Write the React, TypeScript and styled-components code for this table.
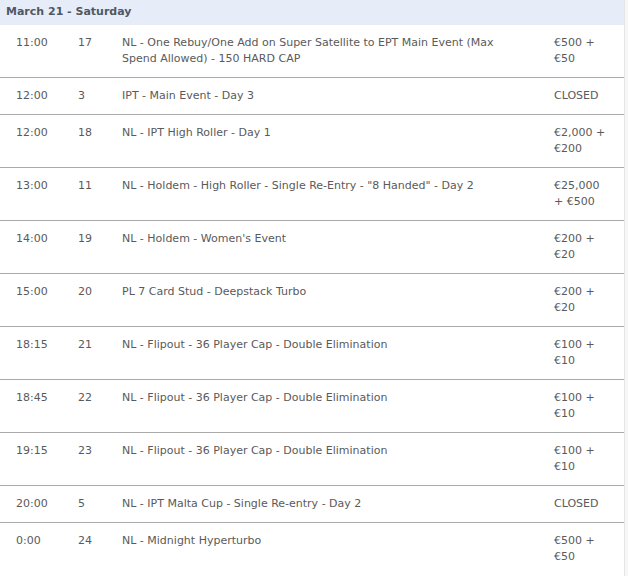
import styled, { createGlobalStyle } from "styled-components";

type EventRow = {
  time: string;
  num: string;
  name: string;
  price: string;
};

const events: EventRow[] = [
  {
    time: "11:00",
    num: "17",
    name: "NL - One Rebuy/One Add on Super Satellite to EPT Main Event (Max Spend Allowed) - 150 HARD CAP",
    price: "€500 + €50",
  },
  { time: "12:00", num: "3", name: "IPT - Main Event - Day 3", price: "CLOSED" },
  { time: "12:00", num: "18", name: "NL - IPT High Roller - Day 1", price: "€2,000 + €200" },
  {
    time: "13:00",
    num: "11",
    name: 'NL - Holdem - High Roller - Single Re-Entry - "8 Handed" - Day 2',
    price: "€25,000 + €500",
  },
  { time: "14:00", num: "19", name: "NL - Holdem - Women's Event", price: "€200 + €20" },
  { time: "15:00", num: "20", name: "PL 7 Card Stud - Deepstack Turbo", price: "€200 + €20" },
  { time: "18:15", num: "21", name: "NL - Flipout - 36 Player Cap - Double Elimination", price: "€100 + €10" },
  { time: "18:45", num: "22", name: "NL - Flipout - 36 Player Cap - Double Elimination", price: "€100 + €10" },
  { time: "19:15", num: "23", name: "NL - Flipout - 36 Player Cap - Double Elimination", price: "€100 + €10" },
  { time: "20:00", num: "5", name: "NL - IPT Malta Cup - Single Re-entry - Day 2", price: "CLOSED" },
  { time: "0:00", num: "24", name: "NL - Midnight Hyperturbo", price: "€500 + €50" },
];

const GlobalStyle = createGlobalStyle`
  body {
    margin: 0;
    background: #f7f7f7;
    font-family: "DejaVu Sans", Verdana, sans-serif;
  }
`;

export default function App() {
  return (
    <>
      <GlobalStyle />
      <Schedule>
        <DayHeader>March 21 - Saturday</DayHeader>
        {events.map((e, i) => (
          <Row key={i} $last={i === events.length - 1}>
            <Time>{e.time}</Time>
            <Num>{e.num}</Num>
            <Name>{e.name}</Name>
            <Price>{e.price}</Price>
          </Row>
        ))}
      </Schedule>
    </>
  );
}

const Schedule = styled.div`
  width: 624px;
  background: #fff;
  border-right: 1px solid #e4e4e4;
  height: 576px;
  overflow: hidden;
`;

const DayHeader = styled.div`
  height: 25px;
  line-height: 24px;
  padding-left: 6px;
  background: #e7edf8;
  color: #4f5864;
  font-size: 11px;
  font-weight: bold;
`;

const Row = styled.div<{ $last: boolean }>`
  display: grid;
  grid-template-columns: 78px 44px 432px 1fr;
  padding: 10px 0;
  border-bottom: 1px solid ${(p) => (p.$last ? "transparent" : "#aaaaaa")};
  font-size: 11px;
  line-height: 16px;
  color: #5a5a5a;
`;

const Time = styled.div`
  padding-left: 16px;
`;

const Num = styled.div``;

const Name = styled.div`
  padding-right: 36px;
`;

const Price = styled.div`
  padding-right: 16px;
`;
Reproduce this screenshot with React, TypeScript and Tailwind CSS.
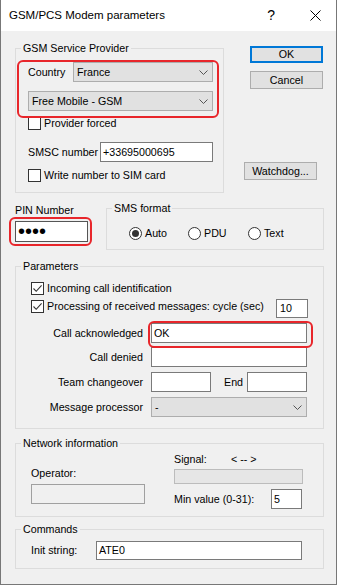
import React from "react";

function Group({ label, className, children }: { label: string; className: string; children?: React.ReactNode }) {
  return (
    <div className={`relative border border-[#dcdcdc] ${className}`}>
      <span className="absolute left-[5px] top-[-9px] bg-[#f0f0f0] px-[2px] leading-[16px] whitespace-nowrap">{label}</span>
      {children}
    </div>
  );
}

function Check({ checked }: { checked?: boolean }) {
  return (
    <span className="w-[13px] h-[13px] border border-[#333333] bg-white flex items-center justify-center shrink-0">
      {checked && (
        <svg width="11" height="11" viewBox="0 0 11 11">
          <path d="M1.5 5.5 L4.2 8.3 L9.6 2.3" fill="none" stroke="#333333" strokeWidth="1.1" />
        </svg>
      )}
    </span>
  );
}

function Radio({ on }: { on?: boolean }) {
  return (
    <span className="w-[13px] h-[13px] rounded-full border border-[#333333] bg-white flex items-center justify-center shrink-0">
      {on && <span className="w-[7px] h-[7px] rounded-full bg-[#333333]" />}
    </span>
  );
}

function Select({ value, className }: { value: string; className: string }) {
  return (
    <div className={`flex items-center justify-between border border-[#adadad] bg-[#e1e1e1] pl-[3px] pr-[4px] h-[20px] ${className}`}>
      <span>{value}</span>
      <svg width="9" height="5" viewBox="0 0 9 5">
        <path d="M0.5 0.5 L4.5 4.5 L8.5 0.5" fill="none" stroke="#555555" strokeWidth="1" />
      </svg>
    </div>
  );
}

function Input({ value, className }: { value?: string; className: string }) {
  return (
    <div className={`flex items-center border border-[#7a7a7a] bg-white pl-[2px] ${className}`}>{value}</div>
  );
}

export default function App() {
  return (
    <div className="w-[337px] h-[585px] flex flex-col bg-[#f0f0f0] border-x border-b border-[#777777] text-[10.7px] leading-[15px] text-black font-['Liberation_Sans',Arial,sans-serif]">
      <div className="h-[31px] shrink-0 bg-white flex items-center pl-[8px] text-[11.5px]">
        <span className="flex-1">GSM/PCS Modem parameters</span>
        <span className="text-[14px]">?</span>
        <svg className="ml-[35px] mr-[15px]" width="11" height="11" viewBox="0 0 11 11">
          <path d="M0.5 0.5 L10.5 10.5 M10.5 0.5 L0.5 10.5" stroke="#000" strokeWidth="1" />
        </svg>
      </div>

      <div className="flex flex-col pl-[14px]">
        <div className="flex">
          <Group label="GSM Service Provider" className="mt-[17px] w-[209px] h-[145px] pl-[12px] pt-[13px]">
            <div className="flex items-center h-[20px]">
              <span className="w-[45px]">Country</span>
              <Select value="France" className="w-[140px]" />
            </div>
            <Select value="Free Mobile - GSM" className="mt-[9px] w-[185px]" />
            <div className="mt-[6px] flex items-center gap-[3px] h-[13px]">
              <Check />
              <span>Provider forced</span>
            </div>
            <div className="mt-[12px] flex items-center h-[20px]">
              <span className="w-[72px] whitespace-nowrap">SMSC number</span>
              <Input value="+33695000695" className="w-[113px] h-[20px]" />
            </div>
            <div className="mt-[7px] flex items-center gap-[3px] h-[13px]">
              <Check />
              <span>Write number to SIM card</span>
            </div>
            <div className="absolute left-[1px] top-[11px] w-[202px] h-[58px] border-2 border-[#e8262b] rounded-[6px]" />
          </Group>

          <div className="ml-[20px] flex flex-col">
            <div className="mt-[15px] ml-[6px] w-[73px] h-[17px] border-2 border-[#0078d7] bg-[#e1e1e1] flex items-center justify-center">OK</div>
            <div className="mt-[8px] ml-[6px] w-[73px] h-[18px] border border-[#adadad] bg-[#e1e1e1] flex items-center justify-center">Cancel</div>
            <div className="mt-[73px] w-[73px] h-[18px] border border-[#adadad] bg-[#e1e1e1] flex items-center justify-center">Watchdog...</div>
          </div>
        </div>

        <div className="flex">
          <div className="relative w-[73px] flex flex-col">
            <span className="mt-[10px]">PIN Number</span>
            <div className="mt-[3px] h-[21px] w-[73px] flex items-center border border-[#555555] bg-white pl-[2px] text-[20px] leading-[15px] tracking-[0px]">••••</div>
            <div className="absolute left-[-6px] top-[24px] w-[83px] h-[29px] border-2 border-[#e8262b] rounded-[6px]" />
          </div>
          <Group label="SMS format" className="ml-[18px] mt-[15px] w-[218px] h-[42px] pl-[22px] pt-[17px]">
            <div className="flex">
              <div className="w-[59px] flex items-center gap-[3px]">
                <Radio on />
                <span>Auto</span>
              </div>
              <div className="w-[60px] flex items-center gap-[3px]">
                <Radio />
                <span>PDU</span>
              </div>
              <div className="flex items-center gap-[3px]">
                <Radio />
                <span>Text</span>
              </div>
            </div>
          </Group>
        </div>

        <Group label="Parameters" className="mt-[16px] w-[309px] h-[163px] pl-[15px] pr-[15px] pt-[15px]">
          <div className="flex items-center gap-[3px] h-[13px]">
            <Check checked />
            <span>Incoming call identification</span>
          </div>
          <div className="mt-[4px] h-[19px] flex items-start">
            <div className="mt-[1px] h-[13px] flex items-center gap-[3px]">
              <Check checked />
              <span className="whitespace-nowrap">Processing of received messages: cycle (sec)</span>
            </div>
            <Input value="10" className="ml-auto w-[32px] h-[19px] pl-[3px]" />
          </div>
          <div className="relative mt-[5px] h-[20px] flex items-center">
            <span className="w-[112px] text-right">Call acknowledged</span>
            <Input value="OK" className="ml-[8px] w-[156px] h-[20px]" />
            <div className="absolute left-[117px] top-[-2px] w-[165px] h-[27px] border-2 border-[#e8262b] rounded-[6px]" />
          </div>
          <div className="mt-[4px] h-[20px] flex items-center">
            <span className="w-[112px] text-right">Call denied</span>
            <Input className="ml-[8px] w-[156px] h-[20px]" />
          </div>
          <div className="mt-[5px] h-[20px] flex items-center">
            <span className="w-[112px] text-right">Team changeover</span>
            <Input className="ml-[8px] w-[60px] h-[20px]" />
            <span className="ml-[13px] w-[23px]">End</span>
            <Input className="w-[60px] h-[20px]" />
          </div>
          <div className="mt-[5px] h-[20px] flex items-center">
            <span className="w-[112px] text-right">Message processor</span>
            <Select value="-" className="ml-[8px] w-[156px]" />
          </div>
        </Group>

        <Group label="Network information" className="mt-[14px] w-[309px] h-[74px] pl-[15px] flex">
          <div className="w-[114px] flex flex-col">
            <span className="mt-[22px]">Operator:</span>
            <div className="mt-[3px] h-[20px] w-[114px] border border-[#a0a0a0] bg-[#f0f0f0]" />
          </div>
          <div className="ml-[29px] flex flex-col">
            <div className="mt-[8px] flex">
              <span className="w-[57px]">Signal:</span>
              <span>&lt; -- &gt;</span>
            </div>
            <div className="mt-[2px] w-[129px] h-[15px] bg-[#e6e6e6] border border-[#bcbcbc]" />
            <div className="mt-[5px] flex items-center h-[20px]">
              <span className="w-[97px]">Min value (0-31):</span>
              <Input value="5" className="w-[31px] h-[20px]" />
            </div>
          </div>
        </Group>

        <Group label="Commands" className="mt-[12px] w-[309px] h-[40px] pl-[15px] pt-[11px]">
          <div className="flex items-center h-[19px]">
            <span className="w-[65px]">Init string:</span>
            <Input value="ATE0" className="w-[206px] h-[19px]" />
          </div>
        </Group>
      </div>
    </div>
  );
}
+===+
**Task instructions**
Pull every line containing "styled" from the material above.

**Exercise answer**
Write the React, TypeScript and styled-components code for this table.
import styled, { createGlobalStyle } from "styled-components";
const Schedule = styled.div`
const DayHeader = styled.div`
const Row = styled.div<{ $last: boolean }>`
const Time = styled.div`
const Num = styled.div``;
const Name = styled.div`
const Price = styled.div`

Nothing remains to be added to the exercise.